Abstract
Time-dependent birth-death sampling models have been used in numerous studies for inferring past evolutionary dynamics in different areas, e.g. speciation and extinction rates in macroevolutionary studies, or effective reproductive number in epidemiological studies. These models are branching processes where lineages can bifurcate, die, or be sampled with time-dependent birth, death, and sampling rates, generating phylogenetic trees. It has been shown that in some subclasses of such models, different sets of rates can result in the same distributions of reconstructed phylogenetic trees, and therefore the rates become unidentifiable from the trees regardless of their size. Here we show that widely used time-dependent fossilised birth-death (FBD) models are identifiable. This subclass of models makes more realistic assumptions about the fossilisation process and certain infectious disease transmission processes than the unidentifiable birth-death sampling models. Namely, FBD models assume that sampled lineages stay in the process rather than being immediately removed upon sampling. Identifiability of the time-dependent FBD model justifies using statistical methods that implement this model to infer the underlying temporal diversification or epidemiological dynamics from phylogenetic trees or directly from molecular or other comparative data. We further show that the time-dependent fossilised-birth-death model with an extra parameter, the removal after sampling probability, is unidentifiable. This implies that in scenarios where we do not know how sampling affects lineages we are unable to infer this extra parameter together with birth, death, and sampling rates solely from trees.

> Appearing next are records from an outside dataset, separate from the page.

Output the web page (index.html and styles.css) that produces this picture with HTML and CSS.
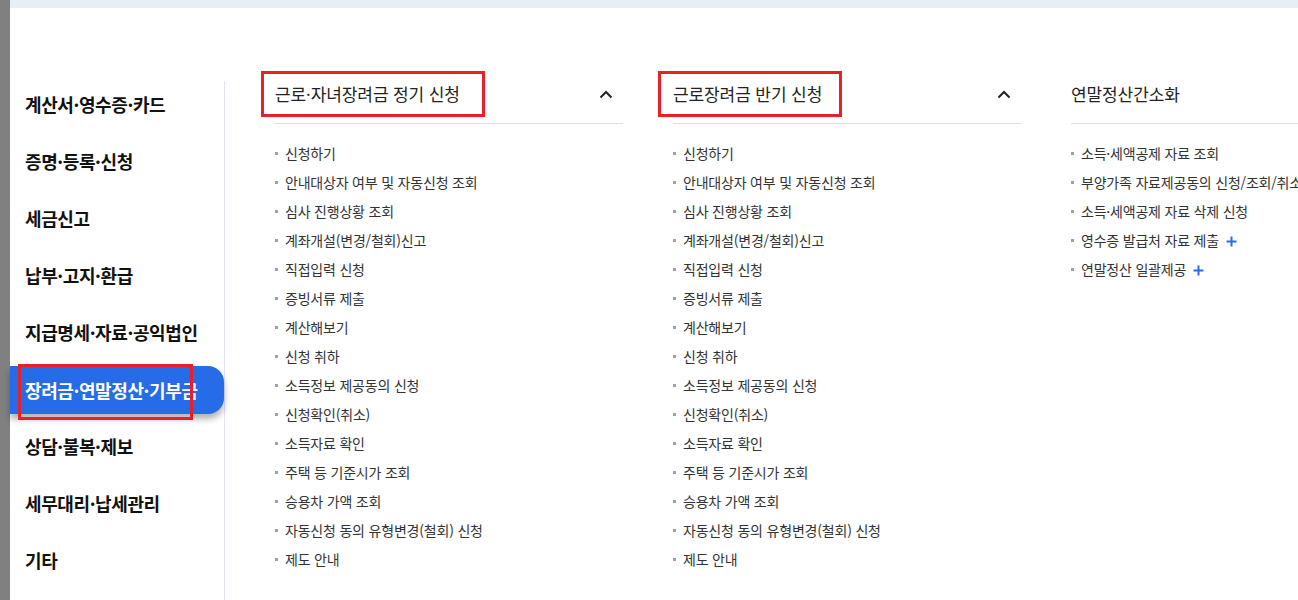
FILE: index.html
```html
<!DOCTYPE html>
<html lang="ko">
<head>
<meta charset="UTF-8">
<meta name="viewport" content="width=device-width, initial-scale=1.0">
<title>장려금·연말정산·기부금</title>
<link rel="stylesheet" href="styles.css">
</head>
<body>
<div class="gutter"></div>
<div class="page">
    <div class="topband"></div>
    <div class="menu">
        <ul class="side">
            <li class="side-item">계산서·영수증·카드</li>
            <li class="side-item">증명·등록·신청</li>
            <li class="side-item">세금신고</li>
            <li class="side-item">납부·고지·환급</li>
            <li class="side-item">지급명세·자료·공익법인</li>
            <li class="side-item active">장려금·연말정산·기부금<span class="mark side-mark"></span></li>
            <li class="side-item">상담·불복·제보</li>
            <li class="side-item">세무대리·납세관리</li>
            <li class="side-item">기타</li>
        </ul>

        <div class="cols">
            <div class="col">
                <div class="col-head">
                    <span class="col-title">근로·자녀장려금 정기 신청<span class="mark mark1"></span></span>
                    <svg class="chev" width="14" height="9" viewBox="0 0 14 9"><polyline points="1.5,7.5 7,2 12.5,7.5" fill="none" stroke="#222" stroke-width="2"/></svg>
                </div>
                <ul class="links">
                    <li>신청하기</li>
                    <li>안내대상자 여부 및 자동신청 조회</li>
                    <li>심사 진행상황 조회</li>
                    <li>계좌개설(변경/철회)신고</li>
                    <li>직접입력 신청</li>
                    <li>증빙서류 제출</li>
                    <li>계산해보기</li>
                    <li>신청 취하</li>
                    <li>소득정보 제공동의 신청</li>
                    <li>신청확인(취소)</li>
                    <li>소득자료 확인</li>
                    <li>주택 등 기준시가 조회</li>
                    <li>승용차 가액 조회</li>
                    <li>자동신청 동의 유형변경(철회) 신청</li>
                    <li>제도 안내</li>
                </ul>
            </div>

            <div class="col">
                <div class="col-head">
                    <span class="col-title">근로장려금 반기 신청<span class="mark mark2"></span></span>
                    <svg class="chev" width="14" height="9" viewBox="0 0 14 9"><polyline points="1.5,7.5 7,2 12.5,7.5" fill="none" stroke="#222" stroke-width="2"/></svg>
                </div>
                <ul class="links">
                    <li>신청하기</li>
                    <li>안내대상자 여부 및 자동신청 조회</li>
                    <li>심사 진행상황 조회</li>
                    <li>계좌개설(변경/철회)신고</li>
                    <li>직접입력 신청</li>
                    <li>증빙서류 제출</li>
                    <li>계산해보기</li>
                    <li>신청 취하</li>
                    <li>소득정보 제공동의 신청</li>
                    <li>신청확인(취소)</li>
                    <li>소득자료 확인</li>
                    <li>주택 등 기준시가 조회</li>
                    <li>승용차 가액 조회</li>
                    <li>자동신청 동의 유형변경(철회) 신청</li>
                    <li>제도 안내</li>
                </ul>
            </div>

            <div class="col">
                <div class="col-head">
                    <span class="col-title">연말정산간소화</span>
                </div>
                <ul class="links">
                    <li>소득·세액공제 자료 조회</li>
                    <li>부양가족 자료제공동의 신청/조회/취소</li>
                    <li>소득·세액공제 자료 삭제 신청</li>
                    <li>영수증 발급처 자료 제출 <svg class="plus" width="11" height="11" viewBox="0 0 11 11"><path d="M5.5 0.5v10M0.5 5.5h10" stroke="#2b6de8" stroke-width="2"/></svg></li>
                    <li>연말정산 일괄제공 <svg class="plus" width="11" height="11" viewBox="0 0 11 11"><path d="M5.5 0.5v10M0.5 5.5h10" stroke="#2b6de8" stroke-width="2"/></svg></li>
                </ul>
            </div>
        </div>
    </div>
</div>
</body>
</html>
```

FILE: styles.css
```css
html, body {
    height: 100%;
}

body {
    margin: 0;
    display: flex;
    overflow: hidden;
    background-color: #fff;
    font-family: "Noto Sans CJK KR", "Noto Sans", sans-serif;
    color: #222;
}

ul {
    list-style: none;
    margin: 0;
    padding: 0;
}

.gutter {
    width: 10px;
    flex-shrink: 0;
    background-color: #808080;
}

.page {
    flex: 1;
    min-width: 0;
}

.topband {
    height: 8px;
    background-color: #e8eef6;
}

.menu {
    display: flex;
    margin-top: 73px;
}

/* left category list */
.side {
    width: 214px;
    flex-shrink: 0;
    border-right: 1px solid #e2e2fa;
    min-height: 520px;
}

.side-item {
    position: relative;
    height: 46px;
    margin-bottom: 11px;
    padding-left: 15px;
    display: flex;
    align-items: center;
    font-size: 18px;
    font-weight: bold;
    letter-spacing: -0.4px;
    color: #111;
    white-space: nowrap;
}

.side-item.active {
    height: 48px;
    margin-bottom: 9px;
    background-color: #266be8;
    color: #fff;
    border-radius: 0 16px 16px 0;
    box-shadow: 0 5px 6px rgba(0, 0, 0, 0.3);
}

/* red annotation boxes */
.mark {
    position: absolute;
    border: 3px solid #ea1f2b;
    pointer-events: none;
}

.side-mark {
    left: 8px;
    top: -2px;
    width: 169px;
    height: 50px;
}

.mark1 {
    left: -14px;
    top: -11px;
    width: 218px;
    height: 40px;
}

.mark2 {
    left: -15px;
    top: -11px;
    width: 178px;
    height: 40px;
}

/* menu columns */
.cols {
    display: flex;
    gap: 50px;
    padding-left: 50px;
}

.col {
    width: 348px;
    flex-shrink: 0;
}

.col-head {
    height: 42px;
    border-bottom: 1px solid #dcdce4;
    display: flex;
    justify-content: space-between;
    align-items: flex-start;
}

.col-title {
    position: relative;
    font-size: 17px;
    line-height: 24px;
    margin-top: 1px;
    letter-spacing: -0.1px;
    white-space: nowrap;
}

.chev {
    margin-top: 9px;
    margin-right: 10px;
}

.links {
    padding-top: 15px;
}

.links li {
    position: relative;
    padding-left: 10px;
    font-size: 14px;
    line-height: 29px;
    color: #333;
    letter-spacing: -0.2px;
    white-space: nowrap;
}

.links li::before {
    content: "";
    position: absolute;
    left: 0;
    top: 13px;
    width: 3px;
    height: 3px;
    background-color: #a0a0a0;
}

.plus {
    margin-left: 3px;
    vertical-align: -1px;
}
```
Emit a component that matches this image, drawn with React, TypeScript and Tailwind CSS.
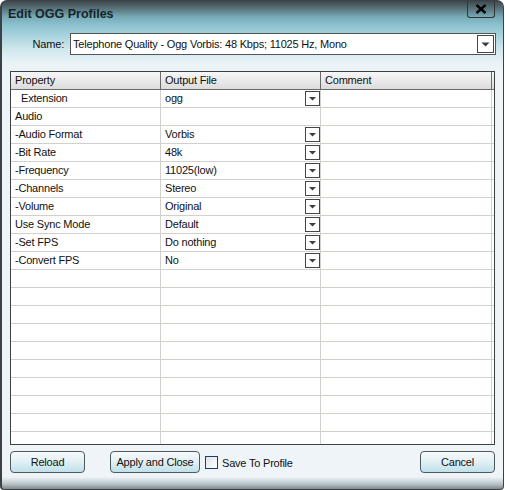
import React from "react";

const rows: { p: string; v: string; dd: boolean; ind?: boolean }[] = [
  { p: "Extension", v: "ogg", dd: true, ind: true },
  { p: "Audio", v: "", dd: false },
  { p: "-Audio Format", v: "Vorbis", dd: true },
  { p: "-Bit Rate", v: "48k", dd: true },
  { p: "-Frequency", v: "11025(low)", dd: true },
  { p: "-Channels", v: "Stereo", dd: true },
  { p: "-Volume", v: "Original", dd: true },
  { p: "Use Sync Mode", v: "Default", dd: true },
  { p: "-Set FPS", v: "Do nothing", dd: true },
  { p: "-Convert FPS", v: "No", dd: true },
];

const empties = Array.from({ length: 11 }, (_, i) => i);

function Arrow({ size = 15 }: { size?: number }) {
  return (
    <svg width={size} height={size} viewBox="0 0 15 15" className="block">
      <polygon points="3.5,5.5 11.5,5.5 7.5,9.5" fill="#3d3d3d" />
    </svg>
  );
}

function DropBtn() {
  return (
    <div className="w-[15px] h-[15px] border border-[#454545] bg-white flex items-center justify-center">
      <svg width="13" height="13" viewBox="0 0 13 13" className="block">
        <polygon points="3,5 10,5 6.5,8.5" fill="#3d3d3d" />
      </svg>
    </div>
  );
}

function Btn({ label, w }: { label: string; w: string }) {
  return (
    <div
      className={`${w} h-[22px] rounded-[4px] border border-[#4d5a5e] bg-[linear-gradient(to_bottom,#f6fafc_0%,#e4f1f5_45%,#bfe0ea_100%)] flex items-center justify-center text-[11px] tracking-[-0.2px] text-[#111]`}
    >
      {label}
    </div>
  );
}

export default function App() {
  return (
    <div className="w-[505px] h-[490px] bg-white font-['Liberation_Sans',Arial,sans-serif]">
      <div className="w-[504px] h-[490px] rounded-t-[7px] rounded-b-[4px] border border-l-2 border-[#3b4144] overflow-hidden flex flex-col bg-[linear-gradient(to_bottom,#3d474b_0px,#566f76_7px,#77aab6_16px,#8cc2ce_24px,#a6d2dc_34px,#cfe7ed_48px,#e9f3f6_62px,#eef4f8_70px,#eef4f8_476px,#b9c4c8_483px,#7f898d_488px)]">
        {/* Title bar */}
        <div className="h-[26px] flex justify-between items-start shrink-0">
          <div className="pl-[6px] h-[26px] flex items-center text-[12.5px] font-bold text-[#17252a]">
            Edit OGG Profiles
          </div>
          <div className="mr-[8px] w-[28px] h-[17px] border border-t-0 border-[#2f3537] rounded-b-[3px] flex items-center justify-center">
            <svg width="12" height="10" viewBox="0 0 12 10" className="block">
              <path d="M1.5 1 L10.5 9 M10.5 1 L1.5 9" stroke="#000" strokeWidth="2.4" />
            </svg>
          </div>
        </div>

        {/* Name row */}
        <div className="mt-[6px] flex items-center shrink-0">
          <div className="w-[62px] text-right text-[11px] tracking-[-0.2px] text-[#111]">Name:</div>
          <div className="ml-[6px] w-[426px] h-[22px] border border-[#555] bg-white flex items-center justify-between">
            <span className="pl-[2px] text-[11px] tracking-[-0.2px] text-[#111]">
              Telephone Quality - Ogg Vorbis: 48 Kbps; 11025 Hz, Mono
            </span>
            <div className="mr-[1px] w-[17px] h-[18px] border border-[#454545] bg-white flex items-center justify-center">
              <Arrow size={15} />
            </div>
          </div>
        </div>

        {/* Table */}
        <div className="mt-[16px] ml-[8px] w-[485px] h-[374px] border border-[#3a4244] bg-white overflow-hidden shrink-0 text-[11px] tracking-[-0.2px] text-[#111]">
          <div className="grid grid-cols-[150px_160px_171px] h-[18px] bg-[linear-gradient(to_bottom,#f7f7f7,#dcdcdc)] border-b border-[#6a6a6a]">
            <div className="border-r border-[#6a6a6a] pl-[4px] flex items-center">Property</div>
            <div className="border-r border-[#6a6a6a] pl-[4px] flex items-center">Output File</div>
            <div className="border-r border-[#6a6a6a] pl-[4px] flex items-center">Comment</div>
          </div>
          {rows.map((r) => (
            <div key={r.p} className="grid grid-cols-[150px_160px_171px] h-[18px] border-b border-[#d2d0ca]">
              <div className={`border-r border-[#d2d0ca] flex items-center ${r.ind ? "pl-[10px]" : "pl-[4px]"}`}>
                {r.p}
              </div>
              <div className="border-r border-[#d2d0ca] pl-[4px] flex items-center justify-between">
                <span>{r.v}</span>
                {r.dd && <DropBtn />}
              </div>
              <div className="border-r border-[#d2d0ca]" />
            </div>
          ))}
          {empties.map((i) => (
            <div key={i} className="grid grid-cols-[150px_160px_171px] h-[18px] border-b border-[#d2d0ca]">
              <div className="border-r border-[#d2d0ca]" />
              <div className="border-r border-[#d2d0ca]" />
              <div className="border-r border-[#d2d0ca]" />
            </div>
          ))}
        </div>

        {/* Buttons */}
        <div className="mt-[6px] ml-[8px] w-[485px] flex items-center shrink-0">
          <Btn label="Reload" w="w-[75px]" />
          <div className="ml-[25px]">
            <Btn label="Apply and Close" w="w-[90px]" />
          </div>
          <div className="ml-[5px] w-[13px] h-[13px] border border-[#1d3e6b] bg-[linear-gradient(to_bottom_right,#dfe3e6,#ffffff)]" />
          <span className="ml-[4px] mt-[2px] text-[11px] tracking-[-0.2px] text-[#111]">Save To Profile</span>
          <div className="ml-auto">
            <Btn label="Cancel" w="w-[75px]" />
          </div>
        </div>
      </div>
    </div>
  );
}
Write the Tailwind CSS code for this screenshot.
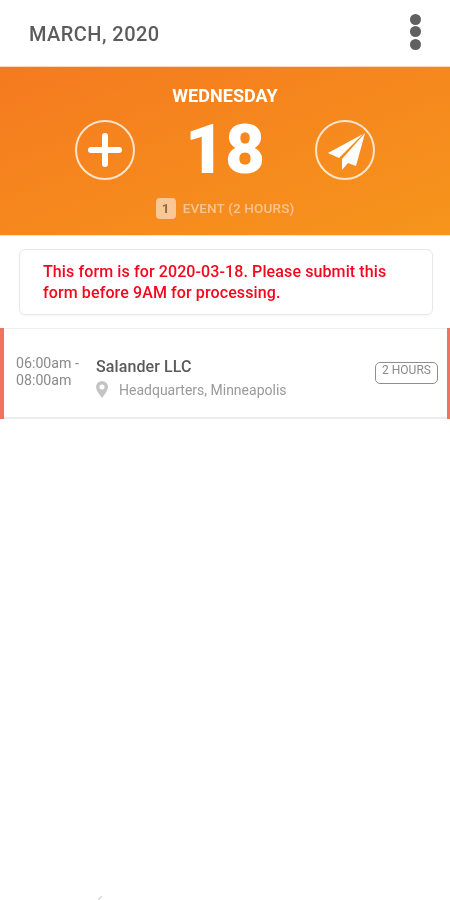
<!DOCTYPE html>
<html>
<head>
<meta charset="utf-8">
<script src="https://cdn.jsdelivr.net/npm/@tailwindcss/browser@4"></script>
</head>
<body class="bg-white font-['Roboto',sans-serif]">
<div class="relative w-[450px] h-[900px] bg-white overflow-hidden flex flex-col blur-[0.5px]">
  <header class="h-[66px] flex items-center justify-between pl-[29px] pr-[29px] shrink-0">
    <span class="text-[20px] font-medium text-[#5c5c5c] leading-none mt-[2px] tracking-[0.45px]">MARCH, 2020</span>
    <div class="flex flex-col gap-[1.500px] mt-[-3px]">
      <span class="w-[11px] h-[11px] rounded-full bg-[#606060]"></span>
      <span class="w-[11px] h-[11px] rounded-full bg-[#606060]"></span>
      <span class="w-[11px] h-[11px] rounded-full bg-[#606060]"></span>
    </div>
  </header>
  <section class="h-[169px] shrink-0 bg-gradient-to-br from-[#f57a1f] to-[#f6951c] flex flex-col items-center border-t border-[#fbd9bf]">
    <div class="text-[18px] font-bold text-white leading-none mt-[20px] tracking-[0.05px]">WEDNESDAY</div>
    <div class="flex items-center w-[300px] justify-between mt-[10px]">
      <div class="w-[60px] h-[60px] rounded-full border-2 border-[#fde4cf] flex items-center justify-center">
        <svg width="34" height="34" viewBox="0 0 34 34"><path d="M17 3v28M3 17h28" stroke="#fff" stroke-width="6" stroke-linecap="round"/></svg>
      </div>
      <div class="text-[69px] font-black text-white leading-none w-[90px] text-center">18</div>
      <div class="w-[60px] h-[60px] rounded-full border-2 border-[#fde4cf] flex items-center justify-center">
        <svg width="40" height="40" viewBox="0 0 40 40"><path d="M38 4 3 23l11 5z" fill="#fff"/><path d="M40 3 17 29v11l6-7 8 3z" fill="#fff"/></svg>
      </div>
    </div>
    <div class="flex items-center gap-[7px] mt-[14px]">
      <span class="w-[20px] h-[21px] rounded-[4px] bg-[#fbc795] flex items-center justify-center text-[13.500px] font-bold text-[#8a6a4c]">1</span>
      <span class="text-[13.500px] font-medium text-[#fbc48f] tracking-[0.15px]">EVENT (2 HOURS)</span>
    </div>
  </section>
  <div class="h-px bg-[#fde0c8] shrink-0"></div>
  <div class="ml-[19px] mr-[17px] mt-[13px] h-[66px] rounded-[6px] border border-[#e8e8e8] shadow-[0_1px_2px_rgba(0,0,0,0.04)] pl-[23px] pr-2 flex items-center shrink-0">
    <p class="text-[16px] leading-[21px] font-medium text-[#f5061f] whitespace-nowrap tracking-[0.11px]">This form is for 2020-03-18. Please submit this<br>form before 9AM for processing.</p>
  </div>
  <div class="mt-[13px] h-[91px] shrink-0 border-l-[4px] border-r-[3px] border-[#ee7460] relative flex">
    <div class="absolute inset-x-0 top-0 h-px bg-[#efefef]"></div>
    <div class="absolute inset-x-0 bottom-0 h-[2px] bg-[#ececec]"></div>
    <div class="w-[80px] pl-[12px] pt-[27px] text-[14.200px] leading-[16.500px] text-[#8a8a8a] shrink-0 whitespace-nowrap">06:00am -<br>08:00am</div>
    <div class="pl-[12px] pt-[29px]">
      <div class="text-[16px] leading-[20px] font-medium text-[#5a5a5a] tracking-[0.1px]">Salander LLC</div>
      <div class="flex items-center mt-[4px]">
        <svg width="12" height="17" viewBox="0 0 12 17"><path fill-rule="evenodd" d="M6 0a6 6 0 0 1 6 6c0 4-6 11-6 11S0 10 0 6a6 6 0 0 1 6-6Zm0 3.500a2.500 2.500 0 1 0 0 5 2.500 2.500 0 0 0 0-5Z" fill="#c4c4c4"/></svg>
        <span class="ml-[11px] text-[14px] leading-[16px] text-[#9a9a9a]">Headquarters, Minneapolis</span>
      </div>
    </div>
    <div class="absolute left-[371px] top-[34px] w-[63px] h-[22px] rounded-[5px] border border-[#8e8e8e] text-[12px] leading-[15px] text-[#8a8a8a] text-center">2 HOURS</div>
  </div>
  <svg class="absolute left-[98px] top-[896px]" width="6" height="4" viewBox="0 0 6 4"><path d="M0 4 4 0" stroke="#d8d8d8" stroke-width="1.500"/></svg>
</div>
</body>
</html>
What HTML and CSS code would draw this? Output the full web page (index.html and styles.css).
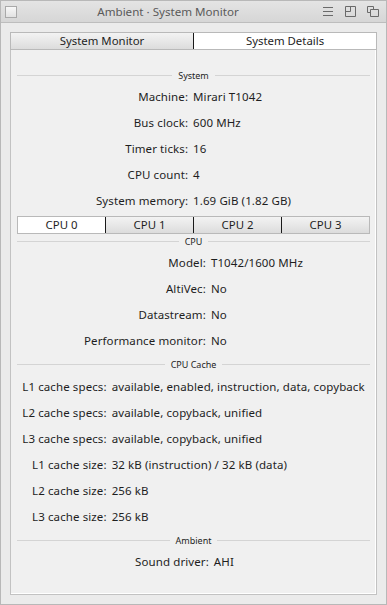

Competing Interest Statement
The authors have declared no competing interest.
Footnotes
↵* sasha.gavryushkina{at}canterbury.ac.nz
Major updates to the manuscript are listed below. Minor revisions such as typo corrections are not explicitly stated. Added a paragraph to the discussion explaining why the FBD model is identifiable in less technical terms. Updated references to the work of Kubo & Iwasa (1995) and Louca et al. (2021). Re-ordered paragraphs in the introduction, methods and results sections. Included constraint strategies to address identifiability. Explained the normalised lineage through time. Split a figure of nLTT curves into two separate figures and added an additional figure exploring the effect of different removal probabilities on an nLTT curve. Re-worded discussion on what identifiability provides for inferring temporal rates. Funding section updated. Added statement on challenges of including fossils. Added references to Coddington & Levison, and Hale, for use of Gronwall's inequality for ODEs. Supplementary file updated, including correcting equation 13.